Version 2.0 of the S1000's operating system introduced primitive timestretching, allowing a sound's pitch and length to be altered independently of one another. Far from seamless, this distinctive sound became popular in its own right, featured on songs such as "Higher State of Consciousness" and "RipGroove".

==Variants==
Several variations of the S1000 were produced:

- The S1000HD included an internal 40MB hard disk
- The S1000KB was built into a keyboard, and included room for an internal 80MB hard disk
- The S1000PB was a playback-only version that couldn't create new samples
- The S1100, released in 1990, was an expanded and enhanced version of the S1000 including effects and SCSI interface; original MSRP $4,999
- The S1100EX (Expander) was a playback-only rack module for the S1100 that expanded polyphony, multitimbrality, and effects, but lacked its own front panel interface. Its original MSRP was $2,999

==Expansion cards==
The following expansion cards are available to upgrade the abilities of any S1000 series sampler:

- EXM005 2MB RAM (an additional three can be fitted, for 8MB RAM in total)
- EXM008 8MB RAM, released in 1990 (up to four can be fitted, for 32MB RAM in total)
- IB 102 Atari / Supra hard disk interface
- IB 103 SCSI interface
- IB 104 AES/EBU digital interface

==Legacy==

The S1000 quickly displaced the S900 as the studio standard sampler.

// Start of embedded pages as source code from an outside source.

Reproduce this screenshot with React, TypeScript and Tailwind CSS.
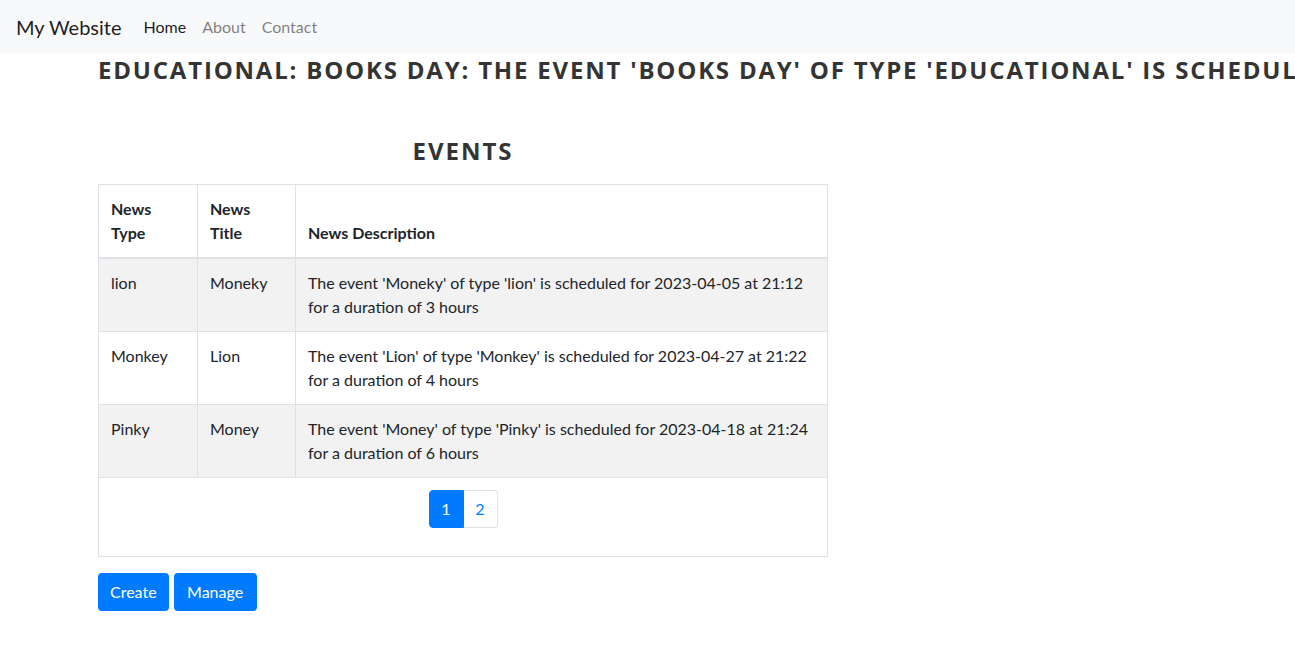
import React from "react";

interface EventRow {
    Type: string;
    Title: string;
    Description: string;
}

const events: EventRow[] = [
    {
        Type: "lion",
        Title: "Moneky",
        Description:
            "The event 'Moneky' of type 'lion' is scheduled for 2023-04-05 at 21:12 for a duration of 3 hours",
    },
    {
        Type: "Monkey",
        Title: "Lion",
        Description:
            "The event 'Lion' of type 'Monkey' is scheduled for 2023-04-27 at 21:22 for a duration of 4 hours",
    },
    {
        Type: "Pinky",
        Title: "Money",
        Description:
            "The event 'Money' of type 'Pinky' is scheduled for 2023-04-18 at 21:24 for a duration of 6 hours",
    },
];

export default function App() {
    return (
        <div
            className="min-h-[650px] w-full overflow-hidden bg-white text-[#212529] text-[16px] leading-[24px]"
            style={{ fontFamily: "Lato, 'Noto Sans', sans-serif" }}
        >
            <nav className="flex items-center h-[54px] bg-[#f8f9fa] px-4">
                <span className="text-[20px] leading-[30px] text-black/90 mr-[22px]">My Website</span>
                <div className="flex gap-4 text-[16px]">
                    <a className="text-black/90">Home</a>
                    <a className="text-black/50">About</a>
                    <a className="text-black/50">Contact</a>
                </div>
            </nav>

            <div className="pl-[98px]">
                <h2
                    className="whitespace-nowrap text-[24px] leading-[32px] font-bold tracking-[1.8px] text-[#343434]"
                    style={{ fontFamily: "'Open Sans', sans-serif" }}
                >
                    EDUCATIONAL: BOOKS DAY: THE EVENT 'BOOKS DAY' OF TYPE 'EDUCATIONAL' IS SCHEDULED FOR 2023-04-20 AT 10:00
                </h2>

                <div className="w-[730px] mt-[49px]">
                    <h3
                        className="text-center text-[24px] leading-[32px] font-bold tracking-[2px] text-[#343434] mb-[17px]"
                        style={{ fontFamily: "'Open Sans', sans-serif" }}
                    >
                        EVENTS
                    </h3>

                    <table className="w-full border-collapse border border-[#dee2e6] table-fixed">
                        <thead>
                            <tr>
                                <th className="w-[99px] border border-[#dee2e6] border-b-2 p-3 text-left align-bottom font-bold">
                                    News Type
                                </th>
                                <th className="w-[98px] border border-[#dee2e6] border-b-2 p-3 text-left align-bottom font-bold">
                                    News Title
                                </th>
                                <th className="border border-[#dee2e6] border-b-2 p-3 text-left align-bottom font-bold">
                                    News Description
                                </th>
                            </tr>
                        </thead>
                        <tbody>
                            {events.map((ev, i) => (
                                <tr key={i} className={i % 2 === 0 ? "bg-[#f2f2f2]" : "bg-white"}>
                                    <td className="border border-[#dee2e6] p-3 align-top">{ev.Type}</td>
                                    <td className="border border-[#dee2e6] p-3 align-top">{ev.Title}</td>
                                    <td className="border border-[#dee2e6] p-3 align-top">{ev.Description}</td>
                                </tr>
                            ))}
                            <tr>
                                <td colSpan={3} className="border border-[#dee2e6] pt-3 pb-[28px]">
                                    <div className="flex justify-center">
                                        <div className="flex">
                                            <a className="flex items-center justify-center w-[35px] h-[38px] bg-[#007bff] text-white border border-[#007bff] rounded-l-[4px]">
                                                1
                                            </a>
                                            <a className="flex items-center justify-center w-[34px] h-[38px] bg-white text-[#007bff] border border-[#dee2e6] border-l-0 rounded-r-[4px]">
                                                2
                                            </a>
                                        </div>
                                    </div>
                                </td>
                            </tr>
                        </tbody>
                    </table>
                </div>

                <div className="flex gap-[5px] mt-4">
                    <button className="bg-[#007bff] text-white rounded-[4px] px-3 h-[38px]">Create</button>
                    <button className="bg-[#007bff] text-white rounded-[4px] px-[13px] h-[38px] w-[83px]">Manage</button>
                </div>
            </div>
        </div>
    );
}
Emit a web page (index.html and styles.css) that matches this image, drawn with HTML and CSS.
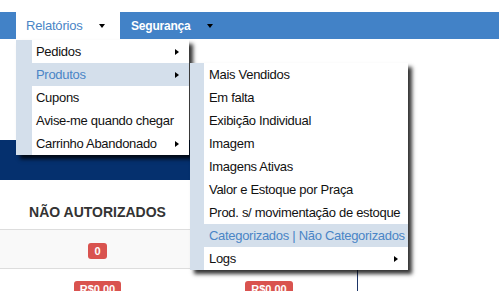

Many bedroom producers could make music using little more than an S1000 and an Atari ST to sequence it, and in the UK this combination was a popular way of producing music in genres from jungle to speed garage.

In an interview conducted over ten years after the S1000's release, Boards of Canada's Michael Sandison said "We have five or six samplers, but my favorite by far is still the Akai S1000. It's an old tank now, and the screen has faded so that I almost can't read it, but I know it inside out. It's the most spontaneous thing for making up little tunes." Conversely, Portishead's Dave McDonald simply called it a "horrible thing" due to its primitive interface.

==Notable users==
Notable users include 808 State, Boards of Canada, Bomb the Bass, Cabaret Voltaire, The Chemical Brothers, Crystal Method, Depeche Mode, Duran Duran, The Future Sound of London, Garbage, Michael Jackson, Jean-Michel Jarre, Meat Beat Manifesto, Moby, My Bloody Valentine, Gary Numan, Nine Inch Nails (S1100), Orchestral Manoeuvres in the Dark, Pet Shop Boys, Portishead, Primal Scream, The Prodigy, Public Enemy, The Sisters of Mercy, The Stone Roses, System 7, Tears for Fears, Tricky, Vangelis, and Vince Clarke.